Cynically? A bunch of entropy.

Optimistically? One of the newly minted millionaires will go on to do something great, like the people who built the fiber net.

Realistically? Who knows...

They seem to have strengthened (maybe even reinvigorated) AMD singificantly during an otherwise financially very uncertain time.

Fun side note: The value of tulip exports from the Netherlands in 2016 was €214 million.


More articles on financial mania by the same author: http://www.dtc.umn.edu/~odlyzko/doc/bubbles.html

In some ways, the channel tunnel was a recapitulation of this - the budget overrun meant that there was no way it could ever realistically provide a return to investors or even creditors, so most of the original financers lost out. But after restructuring it makes a viable operating profit.

Anyone have an updated opinion of wether Jerry Brown's California Railway Mania will be worthwile? Haven't read about it in a few years.

What I find is a lot of people that complain about the California High Speed rail aren't aware how large a project it is.

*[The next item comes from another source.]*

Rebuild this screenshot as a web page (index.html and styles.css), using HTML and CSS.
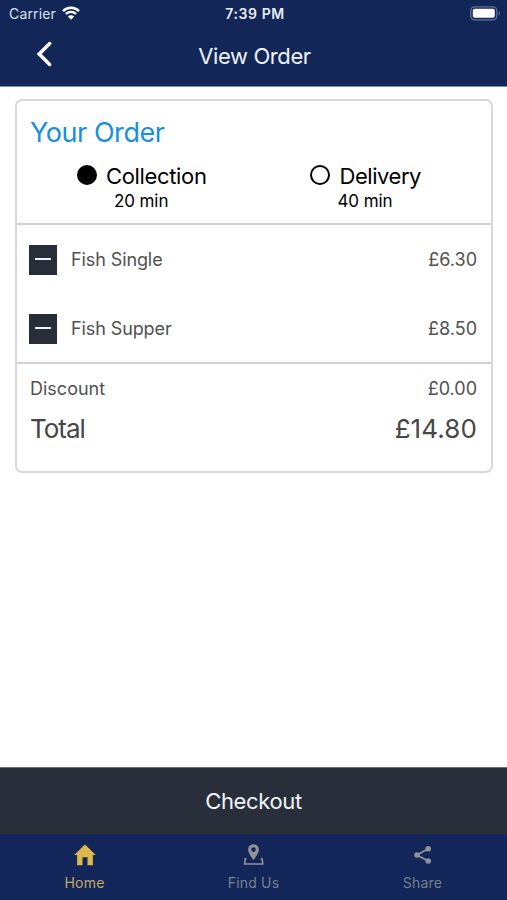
FILE: index.html
```html
<!DOCTYPE html>
<html lang="en">
<head>
<meta charset="utf-8">
<title>View Order</title>
<link rel="stylesheet" href="styles.css">
</head>
<body>
<div class="screen">
  <header class="header">
    <div class="status">
      <div class="carrier"><span class="carrier-name">Carrier</span>
        <svg class="wifi" viewBox="0 0 18 14" width="18" height="14"><path d="M1 5.1C5.4.6 12.6.6 17 5.1M3.9 8c2.8-2.8 7.4-2.8 10.2 0" fill="none" stroke="#fff" stroke-width="2.4"/><path d="M9 13.7 5.9 10.5c1.7-1.6 4.5-1.6 6.2 0z" fill="#fff"/></svg>
      </div>
      <span class="clock">7:39 PM</span>
      <svg class="battery" viewBox="0 0 31 15" width="31" height="15"><rect x=".8" y=".8" width="26" height="13" rx="3.8" fill="none" stroke="#62719a" stroke-width="1.3"/><rect x="2.8" y="2.8" width="22" height="9" rx="1.8" fill="#fff"/><path d="M28.6 5.2c2 .8 2 3.6 0 4.4z" fill="#62719a"/></svg>
    </div>
    <div class="nav">
      <svg class="back" viewBox="0 0 18 26" width="18" height="26"><path d="M13.7 2.6 3.2 13l10.5 10.4" fill="none" stroke="#fff" stroke-width="3.5" stroke-linecap="round" stroke-linejoin="miter"/></svg>
      <h1 class="title">View Order</h1>
      <span></span>
    </div>
  </header>
  <main class="content">
    <section class="card">
      <div class="summary">
        <h2 class="heading"><span>Your Order</span></h2>
        <div class="options">
          <div class="option collection"><div class="choice"><i class="radio selected"></i><span>Collection</span></div><span class="time">20 min</span></div>
          <div class="option delivery"><div class="choice"><i class="radio"></i><span>Delivery</span></div><span class="time">40 min</span></div>
        </div>
      </div>
      <div class="items">
        <div class="item"><button class="remove" aria-label="Remove"></button><span class="item-name">Fish Single</span><span class="price">£6.30</span></div>
        <div class="item"><button class="remove" aria-label="Remove"></button><span class="item-name">Fish Supper</span><span class="price">£8.50</span></div>
      </div>
      <div class="totals">
        <div class="row discount"><span>Discount</span><span class="price">£0.00</span></div>
        <div class="row total"><span class="total-label">Total</span><span class="total-price">£14.80</span></div>
      </div>
    </section>
  </main>
  <button class="checkout"><span>Checkout</span></button>
  <nav class="tabs">
    <div class="tab active"><svg viewBox="0 0 24 24" width="24" height="24"><path d="M12 1.5 1.2 12h2.9v10.2h5.4v-8h5v8h5.4V12h2.9z" fill="#ddb74b"/></svg><span class="tab-home">Home</span></div>
    <div class="tab"><svg viewBox="0 0 24 24" width="24" height="24"><path fill-rule="evenodd" d="M11.5 1.3c-3.1 0-5.4 2.3-5.4 5.3 0 3.7 5.4 10.5 5.4 10.5s5.4-6.8 5.4-10.5c0-3-2.3-5.3-5.4-5.3zm0 3a2.3 2.3 0 1 1 0 4.6 2.3 2.3 0 0 1 0-4.6z" fill="#929297"/><path d="M4.6 15.9H3.3L2.6 21h18.2l-.7-5.1h-1.3" fill="none" stroke="#929297" stroke-width="1.6"/></svg><span class="tab-find">Find Us</span></div>
    <div class="tab"><svg viewBox="0 0 24 24" width="24" height="24"><path d="M17.2 5.7 6 12l11.2 6" fill="none" stroke="#929297" stroke-width="1.8"/><g fill="#929297"><circle cx="17.2" cy="5.7" r="2.8"/><circle cx="6" cy="12" r="2.8"/><circle cx="17.2" cy="18" r="2.8"/></g></svg><span class="tab-share">Share</span></div>
  </nav>
</div>
</body>
</html>
```
FILE: styles.css
```css
* { box-sizing: border-box; }
body { margin: 0; background: #fff; font-family: Inter, "Liberation Sans", sans-serif; color: #000; }
button { border: 0; padding: 0; margin: 0; font: inherit; }
h1, h2 { margin: 0; font-weight: 400; }
svg { display: block; flex: none; }
.screen { height: 900px; display: flex; flex-direction: column; }
.header { height: 87px; background: #122757; border-bottom: 1px solid #7c89a6; color: #fff; }
.status { height: 27px; padding: 0 6px 0 9px; display: grid; grid-template-columns: 1fr auto 1fr; align-items: center; font-size: 14px; }
.carrier { display: flex; align-items: center; gap: 6px; color: #dce2ef; }
.carrier-name { letter-spacing: .15px; }
.wifi { margin-top: -1px; }
.clock { font-weight: 600; font-size: 14px; letter-spacing: .6px; color: #e9edf6; }
.battery { justify-self: end; }
.nav { height: 58px; display: grid; grid-template-columns: 1fr auto 1fr; align-items: center; }
.back { margin-left: 36px; margin-top: -4px; }
.title { font-size: 22px; letter-spacing: -.4px; color: #eef2fb; padding-left: 2px; }
.content { flex: 1; padding: 12px 14px 0 15px; }
.card { height: 374px; border: 2px solid #d8d8d8; border-radius: 7px; }
.summary { height: 124px; padding-top: 15px; border-bottom: 2px solid #d2d2d2; }
.heading { font-size: 27px; line-height: 34px; letter-spacing: -.45px; color: #168fdf; padding-left: 13px; }
.options { display: flex; justify-content: space-between; padding: 11px 70px 0 60px; }
.option { display: flex; flex-direction: column; }
.choice { display: flex; align-items: center; gap: 9px; font-size: 22px; line-height: 30px; letter-spacing: -.35px; }
.delivery .choice { letter-spacing: -.45px; }
.radio { width: 20px; height: 20px; margin-top: -2px; border: 2px solid #000; border-radius: 50%; }
.selected { background: #000; }
.time { font-size: 17px; line-height: 20px; letter-spacing: -.1px; }
.collection .time { padding-left: 37px; }
.delivery .time { padding-left: 27px; }
.items { height: 139px; border-bottom: 2px solid #d2d2d2; color: #505050; font-size: 18px; }
.item { height: 69px; padding: 0 14px 0 12px; display: flex; align-items: center; }
.remove { width: 28px; height: 30px; background: #272e39; display: flex; justify-content: center; padding-top: 13px; }
.remove::before { content: ""; width: 16px; height: 2px; background: #f1f5fb; }
.item-name { margin-left: 14px; letter-spacing: -.1px; }
.price { margin-left: auto; }
.totals { padding: 12px 14px 0 13px; color: #464646; }
.row { display: flex; justify-content: space-between; align-items: center; }
.discount { height: 24px; font-size: 18px; color: #505050; }
.total { height: 57px; font-size: 26px; }
.total-label { letter-spacing: -1px; }
.total-price { letter-spacing: .1px; }
.checkout { width: 100%; height: 67px; background: #292f3a; border-top: 1px solid #69706f; color: #f1f5fb; font-size: 22px; letter-spacing: -.35px; }
.tabs { height: 66px; background: #122659; display: flex; }
.tab { flex: 1; display: flex; flex-direction: column; align-items: center; padding-top: 9px; color: #77808d; font-size: 14px; }
.tab span { line-height: 20px; margin-top: 6px; letter-spacing: .2px; }
.active { color: #c4aa63; }
```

Some parts are expensive and technically challenging, like bores through the San Gabriels. Or just expensive, 13 mile Pacheco Pass Tunnel[1]. But there are other things, like the grade separation work in the central valley or the Caltrain electrification project that needs to be done anyways. These are also rolled into the final price tag.

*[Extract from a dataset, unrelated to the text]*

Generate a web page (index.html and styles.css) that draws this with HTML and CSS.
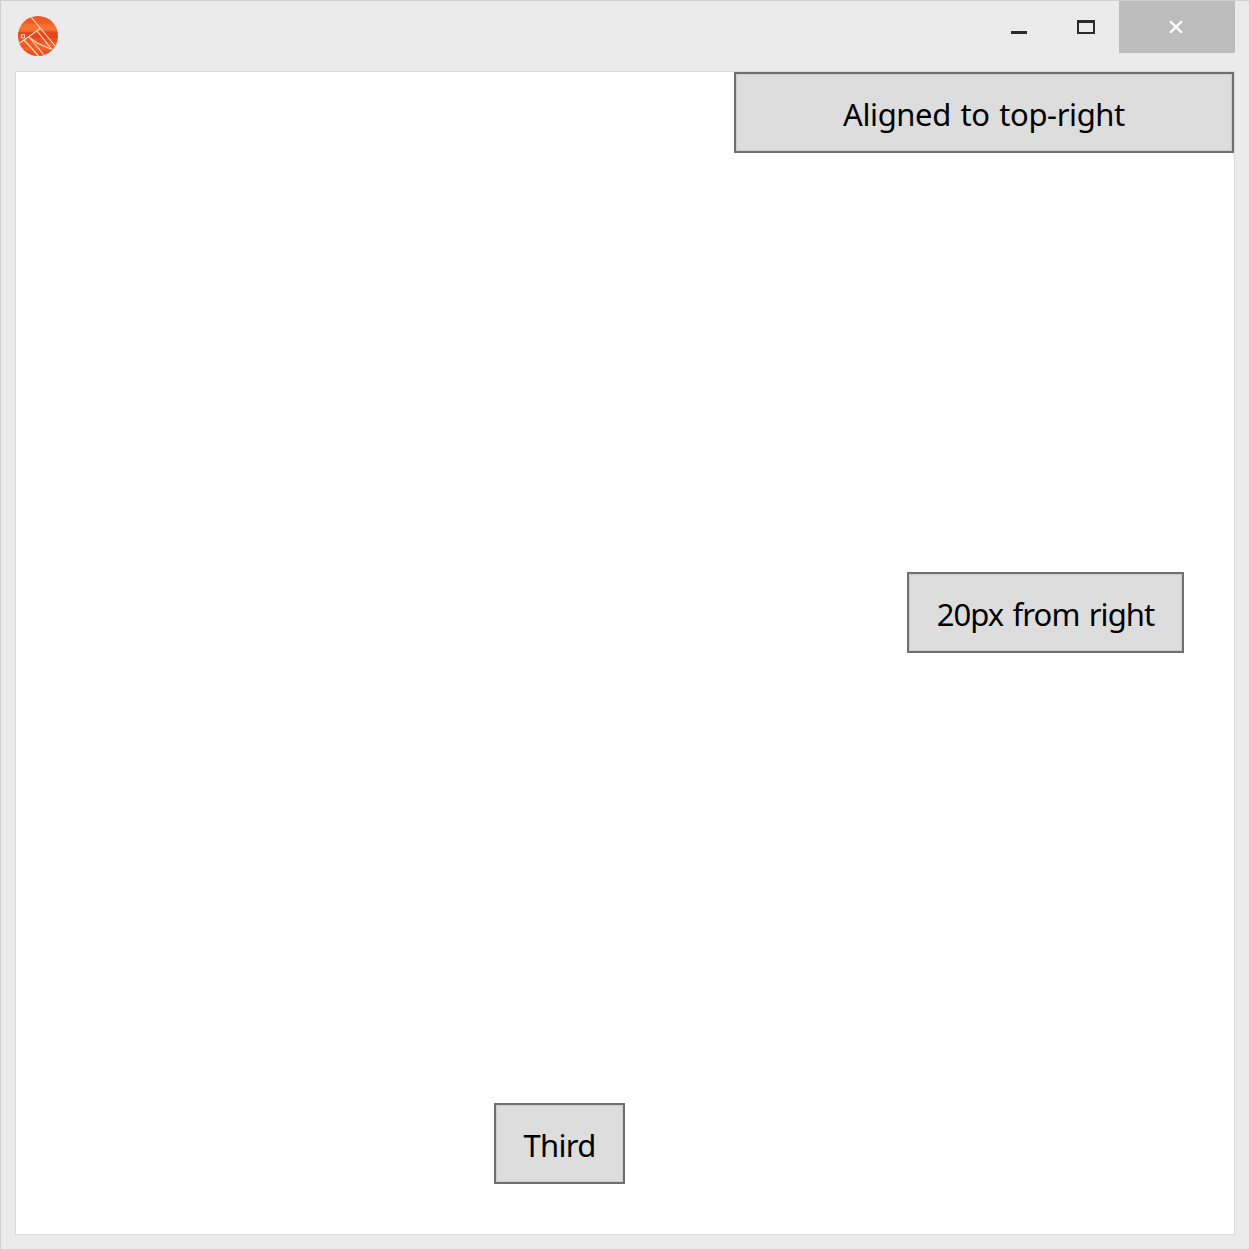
FILE: index.html
```html
<!DOCTYPE html>
<html lang="en">
<head>
<meta charset="utf-8">
<title>Window</title>
<link rel="stylesheet" href="styles.css">
</head>
<body>
<div class="window">
  <header class="titlebar">
    <svg class="logo" width="40" height="40" viewBox="0 0 40 40">
      <defs>
        <clipPath id="disc"><circle cx="20" cy="20" r="20"/></clipPath>
        <linearGradient id="grain" x1="0" y1="0" x2="0" y2="1">
          <stop offset="0" stop-color="#ed5320"/>
          <stop offset=".18" stop-color="#f15f2a"/>
          <stop offset=".28" stop-color="#f57536"/>
          <stop offset=".38" stop-color="#f2682d"/>
          <stop offset=".43" stop-color="#e34a1a"/>
          <stop offset=".52" stop-color="#e54a1a"/>
          <stop offset=".62" stop-color="#ef5c26"/>
          <stop offset=".8" stop-color="#f2622b"/>
          <stop offset="1" stop-color="#e24a1a"/>
        </linearGradient>
      </defs>
      <g clip-path="url(#disc)" fill="none">
        <rect width="40" height="40" fill="url(#grain)"/>
        <path d="M0 17h13l5-1h22M8 21h32M20 25h20M0 30h10l5 2" stroke="#d83a10" stroke-width=".9" opacity=".7"/>
        <path d="M6 9h26M2 13h35M18 29h20" stroke="#ff8540" stroke-width=".8" opacity=".6"/>
        <path d="M13 1 38 31M1 27.5 11 20.5 22 12.5M19 15 34 33.5M6 24 20.5 40M11 21 26 39M11 21 19 27 34 33.5" stroke="#ffd9c6" stroke-width="1.15"/>
        <path d="M3.3 18.8h3.2v3h-3.2z" stroke="#ffd9c6" stroke-width="1.1"/>
      </g>
    </svg>
    <div class="controls">
      <div class="control minimize"><svg width="16" height="3"><path d="M0 0h16v3H0z" fill="#2a2a2a"/></svg></div>
      <div class="control maximize"><svg width="18" height="14"><path fill-rule="evenodd" d="M0 0h18v14H0zM2 3v9h14V3z" fill="#2a2a2a"/></svg></div>
      <div class="control close"><svg width="14" height="12" viewBox="0 0 14 12"><path d="M1 .2 13 11.8M13 .2 1 11.8" stroke="#fff" stroke-width="2.4"/></svg></div>
    </div>
  </header>
  <main class="content">
    <button class="button first"><span class="label">Aligned to top-right</span></button>
    <button class="button second"><span class="label">20px from right</span></button>
    <button class="button third"><span class="label">Third</span></button>
  </main>
</div>
</body>
</html>
```
FILE: styles.css
```css
* { box-sizing: border-box; }
body { margin: 0; }
.window {
  display: flex;
  flex-direction: column;
  width: 1250px;
  height: 1250px;
  padding: 0 14px 14px;
  border: 1px solid #d0d0d0;
  background: #ebebeb;
}
.titlebar {
  display: flex;
  justify-content: space-between;
  align-items: flex-start;
  height: 70px;
  flex: none;
}
.logo { display: block; margin: 15px 0 0 3px; }
.controls { display: flex; }
.control { display: flex; height: 52px; }
.control svg { display: block; }
.minimize { width: 66px; padding: 30px 0 0 16px; }
.maximize { width: 58px; padding: 19px 0 0 16px; }
.close { width: 116px; padding: 20px 0 0 50px; background: #bcbcbc; }
.content {
  display: flex;
  flex-direction: column;
  flex: none;
  width: 1220px;
  height: 1164px;
  border: 1px solid #dadada;
  background: #fff;
}
.button {
  flex: none;
  height: 81px;
  padding: 3px 0 0;
  border: 2px solid #707070;
  border-radius: 0;
  background: #ddd;
  box-shadow: inset 0 0 0 1px #cacaca;
  color: #000;
  font: 400 31px/44px "Noto Sans", "Open Sans", sans-serif;
  word-spacing: 2px;
  white-space: nowrap;
  text-align: center;
}
.first { align-self: flex-end; width: 500px; letter-spacing: -.4px; }
.second { align-self: flex-end; width: 277px; margin: 419px 50px 0 0; letter-spacing: -.9px; }
.third { align-self: flex-start; width: 131px; margin: 450px 0 0 478px; letter-spacing: -.7px; }
```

And a big part of the system isn't about 2-3 hour train rides between LA and SF. More half hour commuter train service in the LA basin and between Morgan Hill, San Jose, SF. The fast rail between LA and SF is really about not having to expand a dozen airports which are near or over capacity. 10 X 2 billion ea is ~$20 billion.

Yeah so big project with a lot of facets with economic effects on people and other infrastructure that doesn't exist yet. Make it hard to do a realist balance sheet analysis. Even it is a bit of white elephant, better than the F35 or the Nuclear Weapons moderation program at $1T and $700M respectively.

[1] There is a water tunnel running through the same section, so frankly doable. Just $$$.

CAHSR does have some major issues:

* The useful part of the project is doing the rail connections across the mountains, which is unfortunately the expensive part. For various reasons, the project started with building the section in the Central Valley, which is the most useless part of the project by itself. If the project is killed without connecting to either SF or LA, then it really will be a useless white elephant.

* The best routing is far from obvious. The only easy way out of LA is roughly I-10 to Palm Springs, but that's the wrong direction for anything other than Phoenix and maybe Las Vegas. This means the decision is going to be contentious, and every person drawing the transit fantasy maps is going to be upset at it, thus spending more time bickering and less time supporting the project.

* The cities aren't very well set up for mass transit to take advantage of HSR. This is particularly true for non-SF/non-LA--Sacramento, San Jose, San Diego, Las Vegas, Phoenix (latter two aren't in CAHSR's plans, but they're easily close enough to have branches and are constantly suggested as useful extensions--see above point). Even LA and SF are fairly bad in where the "downtown" station ends up relative to major business districts,

* As a megaproject, CAHSR ends up attracting lots of little related projects that balloons the cost. Not only is it about creating a grade-separated electrified rail from SF to LA, it's about building an entirely new underground rail station, etc. The project becomes about trying to justify why you need to spend billions more on other desiderata rather than thinking about how to make do without those add-ons.

> The fast rail between LA and SF is really about not having to expand a dozen airports which are near or over capacity.

No, it's really about reducing the growth in North-South personal and passenger freeway traffic and reducing expected capital and maintenance costs to handle that; that's pretty much the entire basis of the cost justification.

Is there an equivalent report for US market?

I see what you did there

The difference is that railroads actually had utility outside of illegal transactions.

Private transactions between sovereign individuals globally and instantly.

How many sovereign individuals are there in the world though? Surely less than 200.

I can dream that it may reach a point where everybody is.